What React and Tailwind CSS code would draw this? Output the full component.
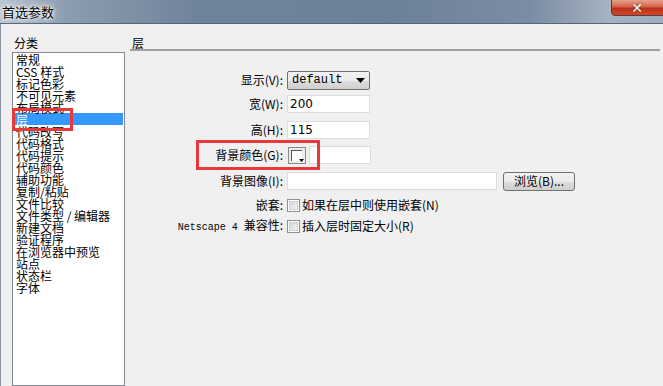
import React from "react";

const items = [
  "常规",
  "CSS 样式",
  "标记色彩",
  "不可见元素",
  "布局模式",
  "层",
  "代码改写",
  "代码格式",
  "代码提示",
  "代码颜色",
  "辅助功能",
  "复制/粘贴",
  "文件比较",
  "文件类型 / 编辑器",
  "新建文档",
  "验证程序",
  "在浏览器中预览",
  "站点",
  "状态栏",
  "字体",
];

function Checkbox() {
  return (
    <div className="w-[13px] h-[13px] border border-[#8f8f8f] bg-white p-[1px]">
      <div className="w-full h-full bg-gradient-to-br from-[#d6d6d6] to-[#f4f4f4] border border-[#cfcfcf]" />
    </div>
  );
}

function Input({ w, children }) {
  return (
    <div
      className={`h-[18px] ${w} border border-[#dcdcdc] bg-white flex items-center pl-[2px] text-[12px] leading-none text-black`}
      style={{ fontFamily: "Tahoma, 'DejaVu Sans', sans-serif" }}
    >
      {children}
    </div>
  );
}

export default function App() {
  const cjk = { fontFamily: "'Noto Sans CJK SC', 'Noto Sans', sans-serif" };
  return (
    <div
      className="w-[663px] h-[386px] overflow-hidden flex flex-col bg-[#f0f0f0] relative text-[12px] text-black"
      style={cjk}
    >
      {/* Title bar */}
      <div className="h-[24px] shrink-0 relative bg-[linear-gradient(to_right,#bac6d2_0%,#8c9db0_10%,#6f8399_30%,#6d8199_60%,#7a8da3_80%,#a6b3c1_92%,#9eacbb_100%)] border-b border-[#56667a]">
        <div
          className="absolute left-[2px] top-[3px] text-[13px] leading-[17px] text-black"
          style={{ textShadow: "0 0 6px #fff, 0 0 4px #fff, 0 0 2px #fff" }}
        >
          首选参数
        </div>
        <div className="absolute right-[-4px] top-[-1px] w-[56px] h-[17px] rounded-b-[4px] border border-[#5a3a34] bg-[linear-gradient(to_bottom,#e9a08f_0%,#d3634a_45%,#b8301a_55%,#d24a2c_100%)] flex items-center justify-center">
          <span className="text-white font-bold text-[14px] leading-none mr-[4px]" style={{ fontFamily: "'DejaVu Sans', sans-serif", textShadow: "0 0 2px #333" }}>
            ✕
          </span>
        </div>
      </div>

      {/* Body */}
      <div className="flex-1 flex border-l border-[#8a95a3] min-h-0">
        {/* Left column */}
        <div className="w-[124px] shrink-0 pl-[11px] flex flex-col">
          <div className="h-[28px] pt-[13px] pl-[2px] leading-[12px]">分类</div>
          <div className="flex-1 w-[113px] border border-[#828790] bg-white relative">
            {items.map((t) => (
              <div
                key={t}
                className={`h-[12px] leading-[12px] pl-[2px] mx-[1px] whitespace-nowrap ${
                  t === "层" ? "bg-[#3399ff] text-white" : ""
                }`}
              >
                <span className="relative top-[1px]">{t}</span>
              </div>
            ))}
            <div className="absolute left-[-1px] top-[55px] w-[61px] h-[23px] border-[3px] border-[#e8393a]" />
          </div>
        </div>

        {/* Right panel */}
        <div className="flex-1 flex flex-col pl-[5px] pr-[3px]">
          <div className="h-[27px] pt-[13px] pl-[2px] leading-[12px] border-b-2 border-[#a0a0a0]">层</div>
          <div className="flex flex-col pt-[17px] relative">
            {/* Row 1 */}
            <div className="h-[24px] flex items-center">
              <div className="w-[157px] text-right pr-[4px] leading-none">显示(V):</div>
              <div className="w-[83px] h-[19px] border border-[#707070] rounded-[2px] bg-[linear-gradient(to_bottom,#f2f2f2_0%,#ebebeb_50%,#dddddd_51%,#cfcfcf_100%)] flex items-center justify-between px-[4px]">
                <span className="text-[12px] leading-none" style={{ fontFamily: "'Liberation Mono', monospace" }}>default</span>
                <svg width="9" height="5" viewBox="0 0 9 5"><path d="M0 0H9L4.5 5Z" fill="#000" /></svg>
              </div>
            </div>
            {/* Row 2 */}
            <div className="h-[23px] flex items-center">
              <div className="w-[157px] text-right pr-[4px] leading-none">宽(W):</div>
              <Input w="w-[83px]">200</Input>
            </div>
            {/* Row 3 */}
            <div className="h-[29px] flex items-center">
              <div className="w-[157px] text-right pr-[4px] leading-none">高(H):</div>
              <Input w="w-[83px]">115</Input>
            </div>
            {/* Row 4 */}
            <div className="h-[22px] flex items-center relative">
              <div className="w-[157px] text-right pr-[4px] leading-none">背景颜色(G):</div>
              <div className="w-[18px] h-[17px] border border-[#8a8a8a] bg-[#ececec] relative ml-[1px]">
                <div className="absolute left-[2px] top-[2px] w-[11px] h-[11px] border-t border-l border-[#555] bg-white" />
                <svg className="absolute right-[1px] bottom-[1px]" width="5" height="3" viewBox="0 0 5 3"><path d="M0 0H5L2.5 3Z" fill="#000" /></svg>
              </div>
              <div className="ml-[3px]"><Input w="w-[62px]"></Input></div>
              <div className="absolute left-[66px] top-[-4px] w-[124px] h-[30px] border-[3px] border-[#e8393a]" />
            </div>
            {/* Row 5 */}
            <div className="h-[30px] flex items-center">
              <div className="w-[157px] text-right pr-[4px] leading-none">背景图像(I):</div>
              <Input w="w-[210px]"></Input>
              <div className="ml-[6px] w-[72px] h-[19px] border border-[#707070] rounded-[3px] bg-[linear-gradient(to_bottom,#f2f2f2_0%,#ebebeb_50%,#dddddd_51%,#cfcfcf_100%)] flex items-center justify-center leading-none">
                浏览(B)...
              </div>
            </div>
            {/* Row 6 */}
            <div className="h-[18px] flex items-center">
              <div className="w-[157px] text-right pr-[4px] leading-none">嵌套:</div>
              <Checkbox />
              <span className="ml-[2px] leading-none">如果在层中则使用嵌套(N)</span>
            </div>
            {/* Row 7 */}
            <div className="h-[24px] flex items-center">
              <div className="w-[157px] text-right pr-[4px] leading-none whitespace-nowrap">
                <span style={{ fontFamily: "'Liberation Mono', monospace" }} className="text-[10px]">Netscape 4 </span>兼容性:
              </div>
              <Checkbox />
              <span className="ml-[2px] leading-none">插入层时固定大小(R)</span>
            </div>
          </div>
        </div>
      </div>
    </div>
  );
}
****
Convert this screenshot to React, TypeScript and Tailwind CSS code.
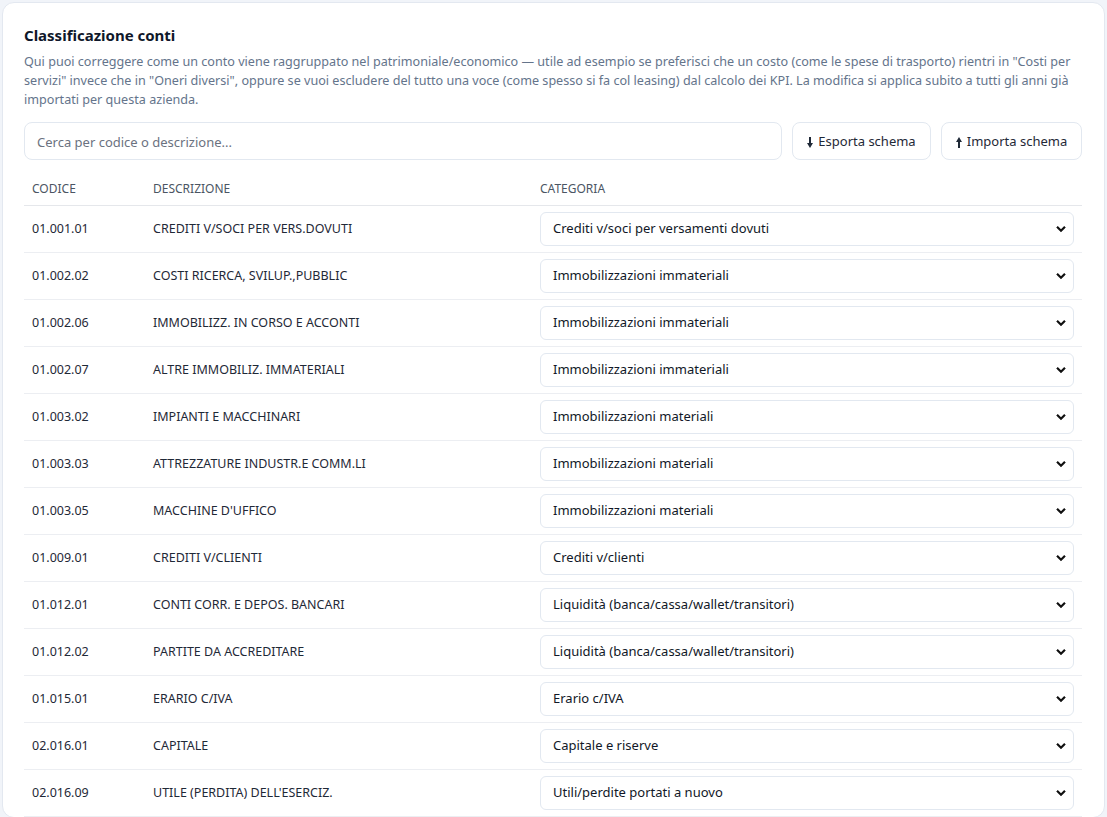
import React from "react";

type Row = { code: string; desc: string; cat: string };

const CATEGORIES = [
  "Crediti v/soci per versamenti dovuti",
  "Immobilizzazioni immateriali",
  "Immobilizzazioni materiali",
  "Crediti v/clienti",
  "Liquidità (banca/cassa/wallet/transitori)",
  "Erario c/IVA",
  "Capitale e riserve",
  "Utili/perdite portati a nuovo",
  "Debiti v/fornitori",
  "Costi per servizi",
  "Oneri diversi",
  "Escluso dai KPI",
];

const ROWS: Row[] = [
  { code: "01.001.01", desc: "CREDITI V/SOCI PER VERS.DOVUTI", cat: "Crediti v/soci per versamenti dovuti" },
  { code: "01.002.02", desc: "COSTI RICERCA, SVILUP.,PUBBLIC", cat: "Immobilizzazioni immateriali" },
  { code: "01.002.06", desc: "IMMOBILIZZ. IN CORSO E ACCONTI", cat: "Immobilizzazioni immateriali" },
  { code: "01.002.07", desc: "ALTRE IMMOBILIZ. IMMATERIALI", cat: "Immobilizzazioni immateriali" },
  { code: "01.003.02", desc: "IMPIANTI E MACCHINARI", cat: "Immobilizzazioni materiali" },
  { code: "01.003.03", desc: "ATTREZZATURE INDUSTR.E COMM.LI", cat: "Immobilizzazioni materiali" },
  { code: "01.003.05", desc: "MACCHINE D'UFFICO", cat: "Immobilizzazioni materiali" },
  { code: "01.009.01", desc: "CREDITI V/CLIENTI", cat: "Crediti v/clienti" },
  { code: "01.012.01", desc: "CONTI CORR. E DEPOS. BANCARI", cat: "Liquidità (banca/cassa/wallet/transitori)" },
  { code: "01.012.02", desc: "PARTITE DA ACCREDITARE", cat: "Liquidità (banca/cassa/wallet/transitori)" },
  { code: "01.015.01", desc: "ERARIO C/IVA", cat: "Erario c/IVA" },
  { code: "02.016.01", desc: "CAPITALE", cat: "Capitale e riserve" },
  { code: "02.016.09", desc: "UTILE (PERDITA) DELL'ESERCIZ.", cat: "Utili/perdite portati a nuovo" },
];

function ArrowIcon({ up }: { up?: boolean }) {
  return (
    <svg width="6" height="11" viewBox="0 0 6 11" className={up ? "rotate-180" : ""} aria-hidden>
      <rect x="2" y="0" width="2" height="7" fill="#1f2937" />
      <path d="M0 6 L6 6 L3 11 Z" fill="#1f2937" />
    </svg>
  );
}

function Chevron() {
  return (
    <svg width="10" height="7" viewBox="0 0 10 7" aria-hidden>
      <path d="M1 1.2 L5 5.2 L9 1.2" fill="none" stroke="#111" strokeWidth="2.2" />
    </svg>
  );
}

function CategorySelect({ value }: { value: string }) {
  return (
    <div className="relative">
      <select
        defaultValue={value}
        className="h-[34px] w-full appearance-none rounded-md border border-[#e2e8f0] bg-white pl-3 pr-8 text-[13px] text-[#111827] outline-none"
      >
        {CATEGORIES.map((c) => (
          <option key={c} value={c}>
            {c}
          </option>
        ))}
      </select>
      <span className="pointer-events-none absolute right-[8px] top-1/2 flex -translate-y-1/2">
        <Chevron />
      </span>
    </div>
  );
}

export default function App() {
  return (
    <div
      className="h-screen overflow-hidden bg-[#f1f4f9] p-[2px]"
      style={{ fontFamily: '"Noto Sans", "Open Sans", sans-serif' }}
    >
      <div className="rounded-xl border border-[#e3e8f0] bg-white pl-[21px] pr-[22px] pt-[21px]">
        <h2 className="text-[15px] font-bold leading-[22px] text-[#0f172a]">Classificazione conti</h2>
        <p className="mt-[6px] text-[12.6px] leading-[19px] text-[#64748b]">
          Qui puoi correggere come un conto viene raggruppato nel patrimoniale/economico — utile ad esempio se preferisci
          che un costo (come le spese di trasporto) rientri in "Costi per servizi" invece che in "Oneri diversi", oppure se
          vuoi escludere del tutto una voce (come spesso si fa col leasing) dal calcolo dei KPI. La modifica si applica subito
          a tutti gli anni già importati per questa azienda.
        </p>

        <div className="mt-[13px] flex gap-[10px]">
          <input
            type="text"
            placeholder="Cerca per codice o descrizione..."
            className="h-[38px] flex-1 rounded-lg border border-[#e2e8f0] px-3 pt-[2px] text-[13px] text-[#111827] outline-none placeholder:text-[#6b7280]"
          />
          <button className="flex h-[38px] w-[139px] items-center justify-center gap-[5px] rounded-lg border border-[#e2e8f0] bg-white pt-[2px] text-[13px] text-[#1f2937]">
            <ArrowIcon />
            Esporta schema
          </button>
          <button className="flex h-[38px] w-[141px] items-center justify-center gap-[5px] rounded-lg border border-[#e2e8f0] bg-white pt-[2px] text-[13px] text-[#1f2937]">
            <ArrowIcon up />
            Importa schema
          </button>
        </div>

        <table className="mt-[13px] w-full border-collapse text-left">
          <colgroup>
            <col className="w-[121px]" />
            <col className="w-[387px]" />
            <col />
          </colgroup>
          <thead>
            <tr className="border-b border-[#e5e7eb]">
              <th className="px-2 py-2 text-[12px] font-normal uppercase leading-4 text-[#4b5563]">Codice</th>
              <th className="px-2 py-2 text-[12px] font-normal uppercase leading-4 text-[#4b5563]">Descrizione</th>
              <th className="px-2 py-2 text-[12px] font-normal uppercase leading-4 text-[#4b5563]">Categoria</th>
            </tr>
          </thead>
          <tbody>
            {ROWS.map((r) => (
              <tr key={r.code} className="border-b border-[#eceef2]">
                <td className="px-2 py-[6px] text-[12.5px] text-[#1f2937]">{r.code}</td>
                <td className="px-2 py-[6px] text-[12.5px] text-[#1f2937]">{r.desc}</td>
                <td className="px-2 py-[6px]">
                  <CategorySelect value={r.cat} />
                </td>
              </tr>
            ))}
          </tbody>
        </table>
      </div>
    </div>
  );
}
****
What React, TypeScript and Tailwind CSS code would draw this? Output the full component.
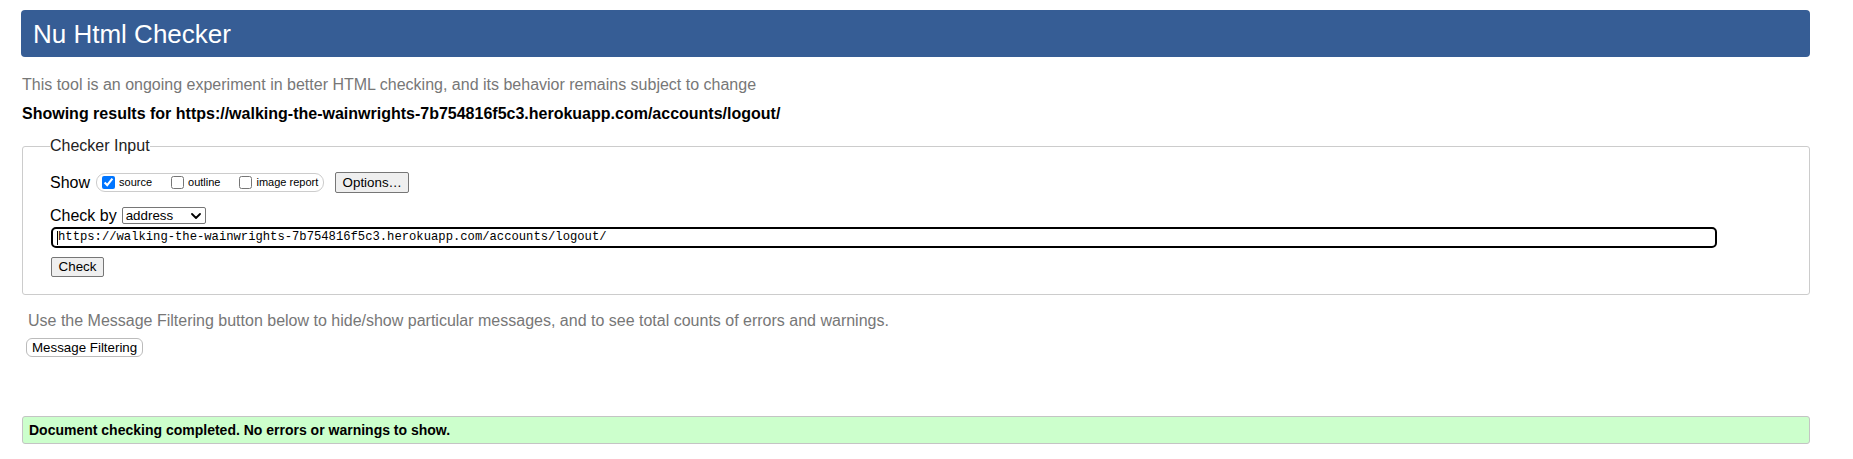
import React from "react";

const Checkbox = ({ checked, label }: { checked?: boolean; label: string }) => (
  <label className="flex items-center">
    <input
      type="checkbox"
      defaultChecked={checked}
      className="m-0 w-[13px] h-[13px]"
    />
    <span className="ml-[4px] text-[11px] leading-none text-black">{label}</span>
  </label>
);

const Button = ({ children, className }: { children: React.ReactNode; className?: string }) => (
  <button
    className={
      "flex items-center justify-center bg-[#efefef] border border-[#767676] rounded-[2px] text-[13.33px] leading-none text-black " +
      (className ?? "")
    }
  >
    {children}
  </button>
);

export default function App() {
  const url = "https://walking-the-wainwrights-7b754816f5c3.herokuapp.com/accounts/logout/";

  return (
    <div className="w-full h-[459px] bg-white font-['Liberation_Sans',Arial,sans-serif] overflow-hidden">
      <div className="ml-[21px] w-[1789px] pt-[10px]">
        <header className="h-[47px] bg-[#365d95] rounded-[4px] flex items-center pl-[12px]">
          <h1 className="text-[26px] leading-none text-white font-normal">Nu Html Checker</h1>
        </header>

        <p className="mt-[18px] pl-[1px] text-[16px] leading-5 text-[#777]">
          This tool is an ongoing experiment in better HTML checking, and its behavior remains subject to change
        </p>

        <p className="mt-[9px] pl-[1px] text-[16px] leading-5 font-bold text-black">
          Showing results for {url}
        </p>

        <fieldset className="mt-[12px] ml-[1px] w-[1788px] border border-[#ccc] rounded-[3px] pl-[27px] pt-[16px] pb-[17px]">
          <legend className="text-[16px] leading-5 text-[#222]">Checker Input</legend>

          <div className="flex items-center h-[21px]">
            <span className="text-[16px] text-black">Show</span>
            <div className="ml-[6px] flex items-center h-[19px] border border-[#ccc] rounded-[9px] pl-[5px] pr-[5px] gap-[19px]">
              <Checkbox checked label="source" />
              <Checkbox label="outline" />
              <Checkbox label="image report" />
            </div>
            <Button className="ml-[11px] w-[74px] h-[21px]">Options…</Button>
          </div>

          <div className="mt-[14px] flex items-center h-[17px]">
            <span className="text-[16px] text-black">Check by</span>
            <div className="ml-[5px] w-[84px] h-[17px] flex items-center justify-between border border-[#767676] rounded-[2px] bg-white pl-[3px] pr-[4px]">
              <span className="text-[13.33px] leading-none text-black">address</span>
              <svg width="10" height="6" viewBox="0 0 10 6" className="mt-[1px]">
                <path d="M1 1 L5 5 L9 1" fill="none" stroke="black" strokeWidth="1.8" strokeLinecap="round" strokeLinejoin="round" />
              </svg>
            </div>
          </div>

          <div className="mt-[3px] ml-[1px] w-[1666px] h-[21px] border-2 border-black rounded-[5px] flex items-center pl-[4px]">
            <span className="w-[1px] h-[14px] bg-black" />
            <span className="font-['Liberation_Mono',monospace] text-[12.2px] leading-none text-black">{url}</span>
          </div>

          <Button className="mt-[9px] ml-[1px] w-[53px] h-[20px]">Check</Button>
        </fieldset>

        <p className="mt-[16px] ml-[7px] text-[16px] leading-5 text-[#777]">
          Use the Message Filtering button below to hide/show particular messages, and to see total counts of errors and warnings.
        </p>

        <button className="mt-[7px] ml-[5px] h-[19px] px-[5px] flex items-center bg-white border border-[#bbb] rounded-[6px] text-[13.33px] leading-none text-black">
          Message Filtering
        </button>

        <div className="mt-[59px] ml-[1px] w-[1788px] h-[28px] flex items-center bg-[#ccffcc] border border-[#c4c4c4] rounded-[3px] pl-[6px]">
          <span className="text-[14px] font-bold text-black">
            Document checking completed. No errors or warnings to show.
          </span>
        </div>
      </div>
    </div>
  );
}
****
◆ TASK DIRECTIONS: Extract exactly the lines running from the line containing "Convert this screenshot" to the line containing "string; desc: string;", with both end lines included and all pictures left out.

◆ REPLY TO THE TASK:
Convert this screenshot to React, TypeScript and Tailwind CSS code.
import React from "react";

type Row = { code: string; desc: string; cat: string };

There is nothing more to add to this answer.